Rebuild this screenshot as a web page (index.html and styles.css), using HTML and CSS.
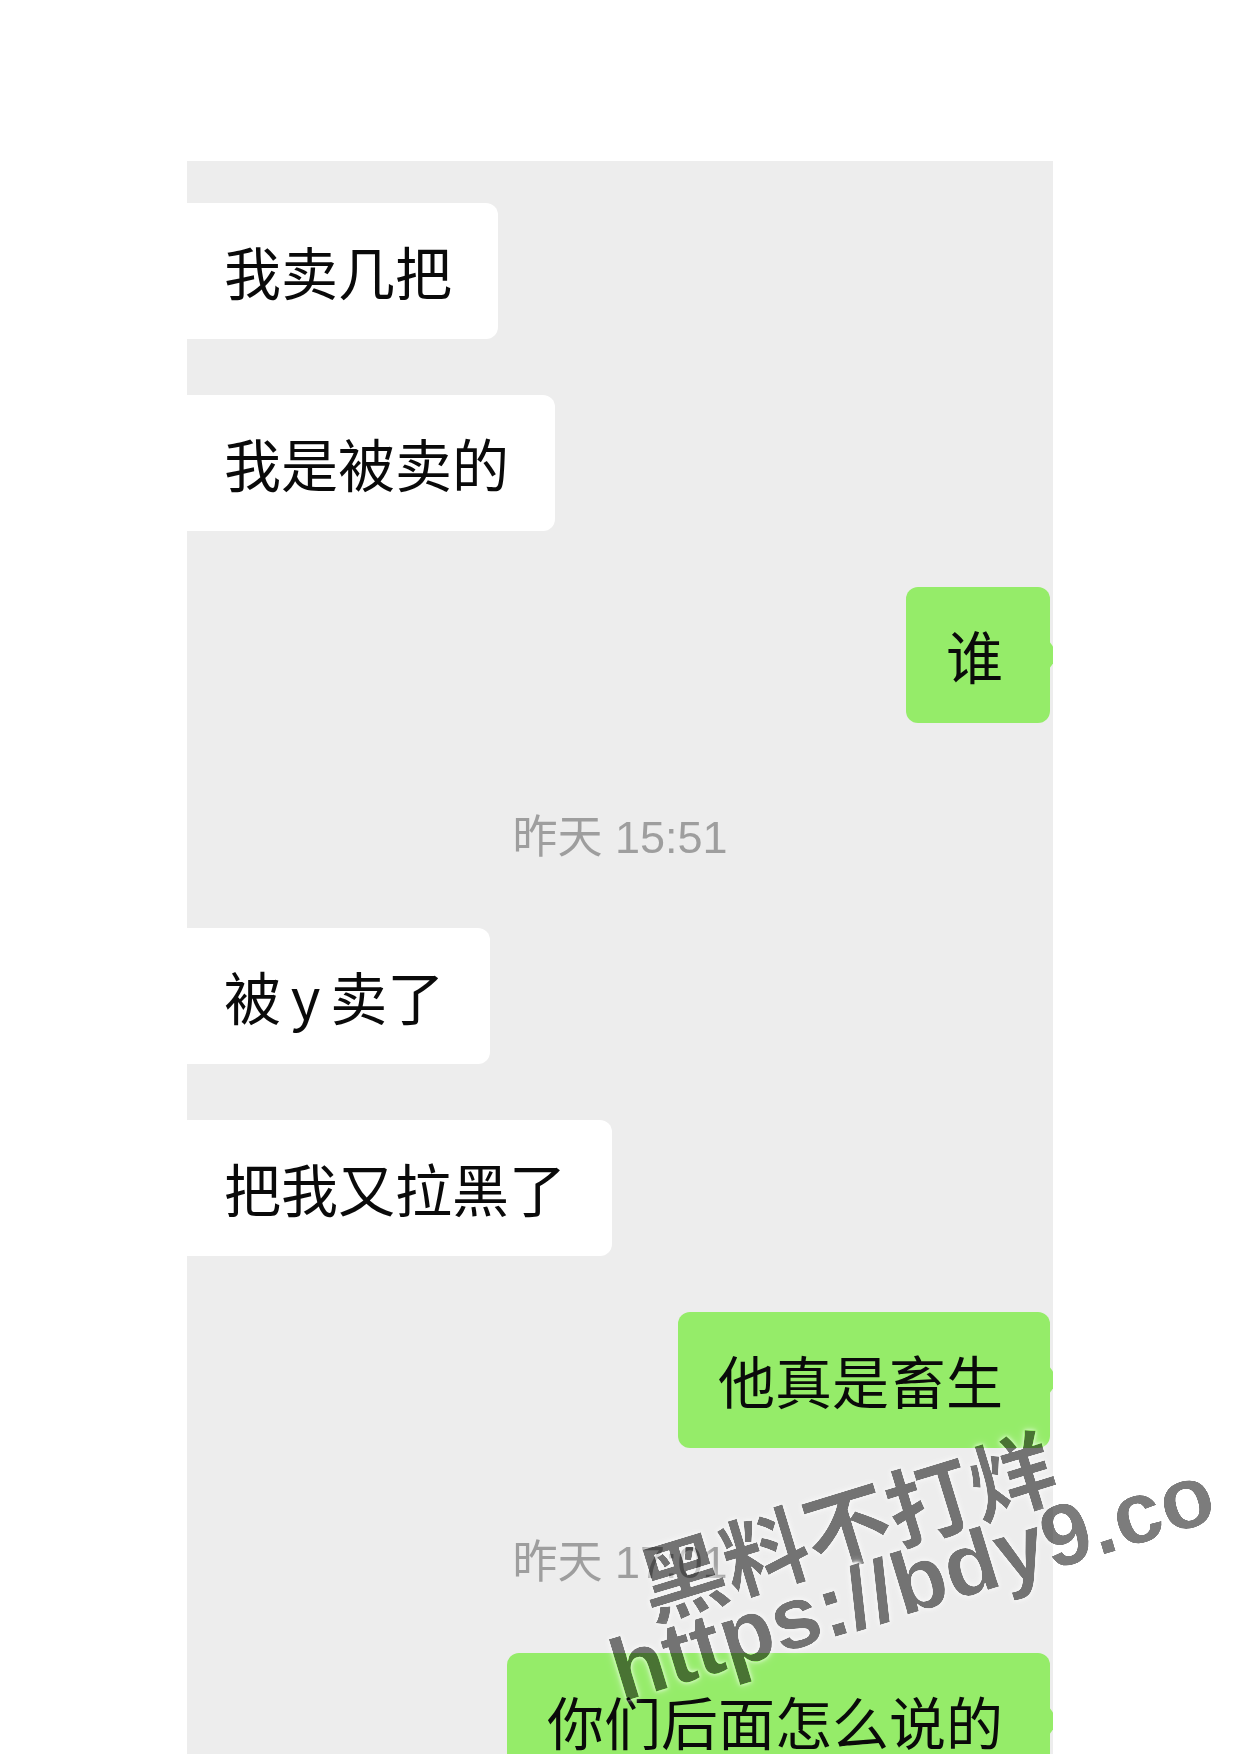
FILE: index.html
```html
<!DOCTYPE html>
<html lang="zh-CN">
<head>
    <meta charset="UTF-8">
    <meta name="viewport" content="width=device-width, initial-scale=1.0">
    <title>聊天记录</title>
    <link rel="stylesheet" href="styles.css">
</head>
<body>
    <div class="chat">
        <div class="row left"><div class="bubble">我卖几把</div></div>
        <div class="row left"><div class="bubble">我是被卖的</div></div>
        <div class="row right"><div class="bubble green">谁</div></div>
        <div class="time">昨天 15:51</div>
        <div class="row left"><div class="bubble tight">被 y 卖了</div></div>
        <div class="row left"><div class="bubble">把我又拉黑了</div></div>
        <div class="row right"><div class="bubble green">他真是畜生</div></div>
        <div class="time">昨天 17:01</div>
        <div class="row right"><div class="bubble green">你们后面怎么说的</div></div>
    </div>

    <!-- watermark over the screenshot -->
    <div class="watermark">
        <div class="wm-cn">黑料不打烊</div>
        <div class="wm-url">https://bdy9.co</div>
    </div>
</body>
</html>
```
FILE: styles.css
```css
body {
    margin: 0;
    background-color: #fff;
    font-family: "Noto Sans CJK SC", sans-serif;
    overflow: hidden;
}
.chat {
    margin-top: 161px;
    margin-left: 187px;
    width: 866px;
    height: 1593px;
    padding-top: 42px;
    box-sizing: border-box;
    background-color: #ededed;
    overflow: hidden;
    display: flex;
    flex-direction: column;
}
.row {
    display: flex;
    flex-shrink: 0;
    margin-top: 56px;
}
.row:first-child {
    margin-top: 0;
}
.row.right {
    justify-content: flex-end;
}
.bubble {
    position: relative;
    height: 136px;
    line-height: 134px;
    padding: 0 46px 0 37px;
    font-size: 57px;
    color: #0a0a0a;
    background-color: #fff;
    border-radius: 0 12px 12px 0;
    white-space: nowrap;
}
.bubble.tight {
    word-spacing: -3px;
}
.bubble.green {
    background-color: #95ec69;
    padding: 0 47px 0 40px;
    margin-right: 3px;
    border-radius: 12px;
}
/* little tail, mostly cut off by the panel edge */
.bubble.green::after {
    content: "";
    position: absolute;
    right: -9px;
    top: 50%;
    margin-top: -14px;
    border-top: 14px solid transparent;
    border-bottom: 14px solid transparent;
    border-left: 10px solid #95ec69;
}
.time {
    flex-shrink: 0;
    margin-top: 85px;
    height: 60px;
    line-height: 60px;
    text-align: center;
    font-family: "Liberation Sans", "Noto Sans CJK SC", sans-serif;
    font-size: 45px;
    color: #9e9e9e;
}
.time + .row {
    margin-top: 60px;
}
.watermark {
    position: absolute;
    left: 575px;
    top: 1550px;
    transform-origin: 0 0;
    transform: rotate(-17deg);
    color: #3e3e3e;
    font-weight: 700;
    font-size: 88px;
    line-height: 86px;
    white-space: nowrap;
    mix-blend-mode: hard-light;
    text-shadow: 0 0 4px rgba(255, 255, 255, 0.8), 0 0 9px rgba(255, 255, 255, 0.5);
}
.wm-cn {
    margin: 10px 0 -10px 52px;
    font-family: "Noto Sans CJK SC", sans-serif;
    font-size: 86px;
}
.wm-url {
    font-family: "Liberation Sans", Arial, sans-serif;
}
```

## WORK REQUIRED:
All lines holding the word "index" should be picked out and copied.

## ANSWER:
Rebuild this screenshot as a web page (index.html and styles.css), using HTML and CSS.
FILE: index.html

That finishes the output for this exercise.